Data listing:
##########
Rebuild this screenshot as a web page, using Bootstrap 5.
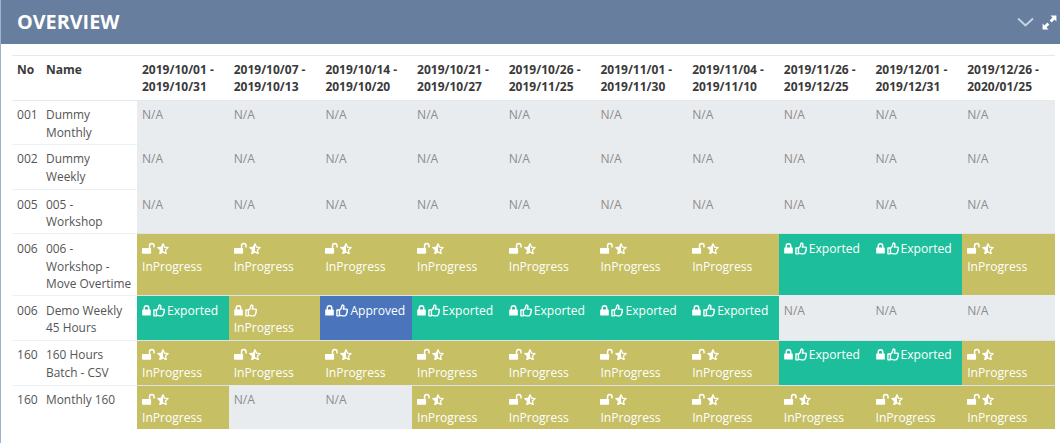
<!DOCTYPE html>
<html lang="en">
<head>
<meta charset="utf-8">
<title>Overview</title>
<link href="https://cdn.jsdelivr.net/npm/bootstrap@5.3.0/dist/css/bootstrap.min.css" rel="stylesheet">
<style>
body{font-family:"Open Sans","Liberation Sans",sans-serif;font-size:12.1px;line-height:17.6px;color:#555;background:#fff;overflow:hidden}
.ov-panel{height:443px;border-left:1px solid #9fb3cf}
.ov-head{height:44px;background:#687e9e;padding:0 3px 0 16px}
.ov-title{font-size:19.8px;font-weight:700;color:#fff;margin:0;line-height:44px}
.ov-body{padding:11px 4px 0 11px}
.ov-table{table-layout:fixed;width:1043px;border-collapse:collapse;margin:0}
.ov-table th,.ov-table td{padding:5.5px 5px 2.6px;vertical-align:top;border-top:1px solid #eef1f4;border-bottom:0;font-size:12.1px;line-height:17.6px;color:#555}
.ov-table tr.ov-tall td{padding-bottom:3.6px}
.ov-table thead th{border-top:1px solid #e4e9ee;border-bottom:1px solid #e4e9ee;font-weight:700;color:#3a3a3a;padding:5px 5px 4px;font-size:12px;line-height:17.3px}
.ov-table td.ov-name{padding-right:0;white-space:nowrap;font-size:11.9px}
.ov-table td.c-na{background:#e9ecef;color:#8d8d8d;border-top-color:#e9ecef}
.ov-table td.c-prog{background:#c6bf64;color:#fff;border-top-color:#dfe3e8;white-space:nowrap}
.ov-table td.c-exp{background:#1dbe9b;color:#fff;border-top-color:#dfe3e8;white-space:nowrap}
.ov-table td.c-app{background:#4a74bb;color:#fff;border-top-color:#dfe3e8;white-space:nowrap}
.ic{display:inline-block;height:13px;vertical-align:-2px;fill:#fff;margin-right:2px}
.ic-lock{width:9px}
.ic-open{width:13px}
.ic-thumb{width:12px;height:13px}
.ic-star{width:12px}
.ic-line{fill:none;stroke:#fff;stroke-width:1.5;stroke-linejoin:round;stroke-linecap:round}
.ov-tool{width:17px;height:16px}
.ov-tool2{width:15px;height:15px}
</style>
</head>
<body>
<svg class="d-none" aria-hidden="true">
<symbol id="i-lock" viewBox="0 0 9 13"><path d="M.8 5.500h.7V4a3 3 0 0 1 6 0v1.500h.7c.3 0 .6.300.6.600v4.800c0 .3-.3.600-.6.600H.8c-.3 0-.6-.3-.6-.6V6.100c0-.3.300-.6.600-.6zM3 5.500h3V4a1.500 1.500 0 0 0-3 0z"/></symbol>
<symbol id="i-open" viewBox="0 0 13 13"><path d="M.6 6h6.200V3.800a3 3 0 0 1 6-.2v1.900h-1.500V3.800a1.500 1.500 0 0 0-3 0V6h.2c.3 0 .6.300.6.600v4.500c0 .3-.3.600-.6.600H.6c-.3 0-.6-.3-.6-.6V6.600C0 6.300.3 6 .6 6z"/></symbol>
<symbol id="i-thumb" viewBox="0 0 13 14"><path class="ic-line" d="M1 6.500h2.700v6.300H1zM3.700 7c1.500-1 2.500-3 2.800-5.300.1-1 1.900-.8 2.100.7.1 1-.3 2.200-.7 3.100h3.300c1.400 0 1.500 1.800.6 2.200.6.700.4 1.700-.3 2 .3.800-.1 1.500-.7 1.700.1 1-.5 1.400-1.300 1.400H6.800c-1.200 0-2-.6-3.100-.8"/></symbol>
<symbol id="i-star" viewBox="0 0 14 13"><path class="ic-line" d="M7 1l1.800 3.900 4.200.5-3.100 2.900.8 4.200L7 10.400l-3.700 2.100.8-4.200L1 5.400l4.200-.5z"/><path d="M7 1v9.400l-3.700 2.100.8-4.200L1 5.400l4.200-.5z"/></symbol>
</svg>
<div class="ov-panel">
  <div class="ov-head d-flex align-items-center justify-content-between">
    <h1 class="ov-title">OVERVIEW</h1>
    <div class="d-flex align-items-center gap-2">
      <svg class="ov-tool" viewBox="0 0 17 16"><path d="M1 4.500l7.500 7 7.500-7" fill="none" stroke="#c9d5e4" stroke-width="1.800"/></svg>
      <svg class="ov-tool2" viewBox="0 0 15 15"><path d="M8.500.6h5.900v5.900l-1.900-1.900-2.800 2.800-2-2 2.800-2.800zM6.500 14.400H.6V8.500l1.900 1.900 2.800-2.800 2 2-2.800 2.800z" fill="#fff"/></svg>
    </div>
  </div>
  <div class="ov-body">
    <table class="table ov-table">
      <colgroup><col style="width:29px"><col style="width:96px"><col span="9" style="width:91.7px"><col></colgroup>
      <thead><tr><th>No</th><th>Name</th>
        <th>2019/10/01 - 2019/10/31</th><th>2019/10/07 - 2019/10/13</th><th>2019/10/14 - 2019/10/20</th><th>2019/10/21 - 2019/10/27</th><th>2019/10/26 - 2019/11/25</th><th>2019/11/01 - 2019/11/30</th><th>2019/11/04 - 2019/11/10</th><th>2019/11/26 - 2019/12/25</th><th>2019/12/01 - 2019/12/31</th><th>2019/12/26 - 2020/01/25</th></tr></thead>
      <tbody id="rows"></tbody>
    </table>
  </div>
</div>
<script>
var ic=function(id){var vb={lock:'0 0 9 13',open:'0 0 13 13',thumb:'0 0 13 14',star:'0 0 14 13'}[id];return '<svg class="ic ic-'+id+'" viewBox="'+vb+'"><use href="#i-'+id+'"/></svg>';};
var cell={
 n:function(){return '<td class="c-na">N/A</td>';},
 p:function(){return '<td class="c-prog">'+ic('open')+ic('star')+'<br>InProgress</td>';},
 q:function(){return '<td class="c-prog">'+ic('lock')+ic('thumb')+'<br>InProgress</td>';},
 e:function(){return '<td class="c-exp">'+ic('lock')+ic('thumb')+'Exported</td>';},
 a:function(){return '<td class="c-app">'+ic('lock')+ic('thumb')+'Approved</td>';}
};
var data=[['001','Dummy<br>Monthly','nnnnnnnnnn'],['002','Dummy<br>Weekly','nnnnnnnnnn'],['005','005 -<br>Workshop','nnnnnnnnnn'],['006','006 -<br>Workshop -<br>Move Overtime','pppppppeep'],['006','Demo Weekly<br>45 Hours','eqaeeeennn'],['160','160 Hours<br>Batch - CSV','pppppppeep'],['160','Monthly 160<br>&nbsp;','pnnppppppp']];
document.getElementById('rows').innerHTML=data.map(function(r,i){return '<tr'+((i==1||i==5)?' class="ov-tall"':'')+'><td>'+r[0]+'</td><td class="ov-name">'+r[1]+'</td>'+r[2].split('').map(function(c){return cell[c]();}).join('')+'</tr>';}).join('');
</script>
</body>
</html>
##########
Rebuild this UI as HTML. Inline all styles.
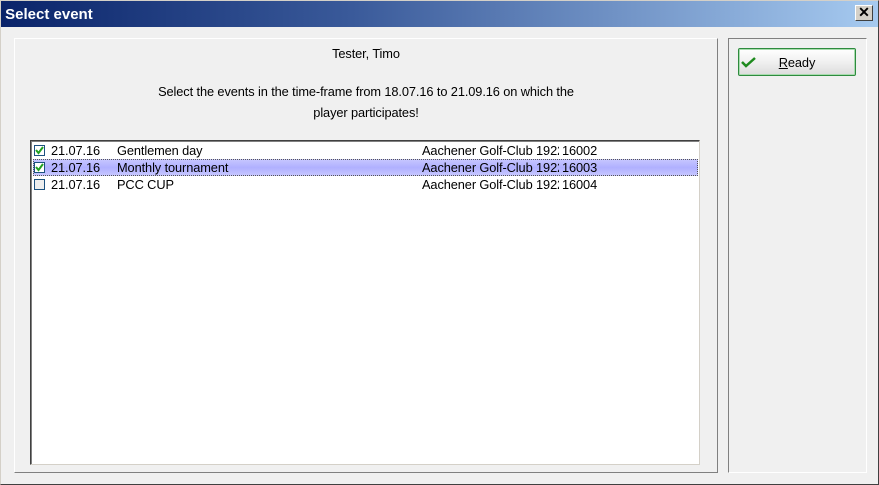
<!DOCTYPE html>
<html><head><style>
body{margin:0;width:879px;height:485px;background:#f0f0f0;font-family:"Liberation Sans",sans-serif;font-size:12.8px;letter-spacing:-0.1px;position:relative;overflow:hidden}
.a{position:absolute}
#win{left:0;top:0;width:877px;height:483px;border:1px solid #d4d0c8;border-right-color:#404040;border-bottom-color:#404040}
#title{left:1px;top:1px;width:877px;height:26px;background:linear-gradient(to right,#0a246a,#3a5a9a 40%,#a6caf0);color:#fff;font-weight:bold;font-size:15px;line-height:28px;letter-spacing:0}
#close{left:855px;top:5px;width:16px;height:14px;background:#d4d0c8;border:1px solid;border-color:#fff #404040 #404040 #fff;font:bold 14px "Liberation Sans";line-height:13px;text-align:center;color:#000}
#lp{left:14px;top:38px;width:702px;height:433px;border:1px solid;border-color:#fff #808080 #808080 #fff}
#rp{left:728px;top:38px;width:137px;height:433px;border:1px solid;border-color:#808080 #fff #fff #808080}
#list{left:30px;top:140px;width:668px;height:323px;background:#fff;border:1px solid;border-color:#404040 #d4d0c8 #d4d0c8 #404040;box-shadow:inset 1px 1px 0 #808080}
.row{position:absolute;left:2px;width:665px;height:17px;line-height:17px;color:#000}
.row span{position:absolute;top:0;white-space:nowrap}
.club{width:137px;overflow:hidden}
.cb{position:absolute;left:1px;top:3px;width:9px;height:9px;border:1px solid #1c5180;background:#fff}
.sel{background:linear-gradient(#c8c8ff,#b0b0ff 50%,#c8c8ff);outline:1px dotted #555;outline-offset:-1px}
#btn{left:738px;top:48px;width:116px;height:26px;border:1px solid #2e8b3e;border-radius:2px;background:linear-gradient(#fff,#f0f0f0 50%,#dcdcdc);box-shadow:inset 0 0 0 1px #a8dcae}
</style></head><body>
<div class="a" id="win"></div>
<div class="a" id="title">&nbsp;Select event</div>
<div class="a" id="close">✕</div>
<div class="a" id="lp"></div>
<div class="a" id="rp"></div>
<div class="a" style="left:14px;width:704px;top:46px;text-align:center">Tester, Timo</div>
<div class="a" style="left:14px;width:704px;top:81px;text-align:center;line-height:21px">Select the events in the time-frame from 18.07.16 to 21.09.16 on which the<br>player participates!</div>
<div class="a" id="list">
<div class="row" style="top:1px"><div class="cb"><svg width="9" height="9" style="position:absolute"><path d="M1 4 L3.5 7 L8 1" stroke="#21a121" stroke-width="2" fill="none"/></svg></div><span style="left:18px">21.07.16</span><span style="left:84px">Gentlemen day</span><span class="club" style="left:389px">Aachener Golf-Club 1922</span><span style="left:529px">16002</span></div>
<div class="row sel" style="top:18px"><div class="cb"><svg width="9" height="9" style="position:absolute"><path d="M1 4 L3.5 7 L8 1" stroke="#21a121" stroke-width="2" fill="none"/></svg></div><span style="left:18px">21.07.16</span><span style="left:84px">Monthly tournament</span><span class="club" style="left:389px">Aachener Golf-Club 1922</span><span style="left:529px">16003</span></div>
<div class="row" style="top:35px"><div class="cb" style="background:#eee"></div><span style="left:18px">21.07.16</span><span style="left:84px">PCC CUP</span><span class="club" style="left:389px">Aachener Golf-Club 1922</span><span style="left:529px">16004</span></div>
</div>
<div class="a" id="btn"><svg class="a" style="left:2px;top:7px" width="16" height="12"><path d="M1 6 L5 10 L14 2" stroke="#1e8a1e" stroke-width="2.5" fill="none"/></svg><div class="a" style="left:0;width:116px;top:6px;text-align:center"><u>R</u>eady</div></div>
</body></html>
##########
• _What to do_
Report each line of the material above where the word "this" appears.

• _Solved exercise_
Rebuild this screenshot as a web page, using Bootstrap 5.
Rebuild this UI as HTML. Inline all styles.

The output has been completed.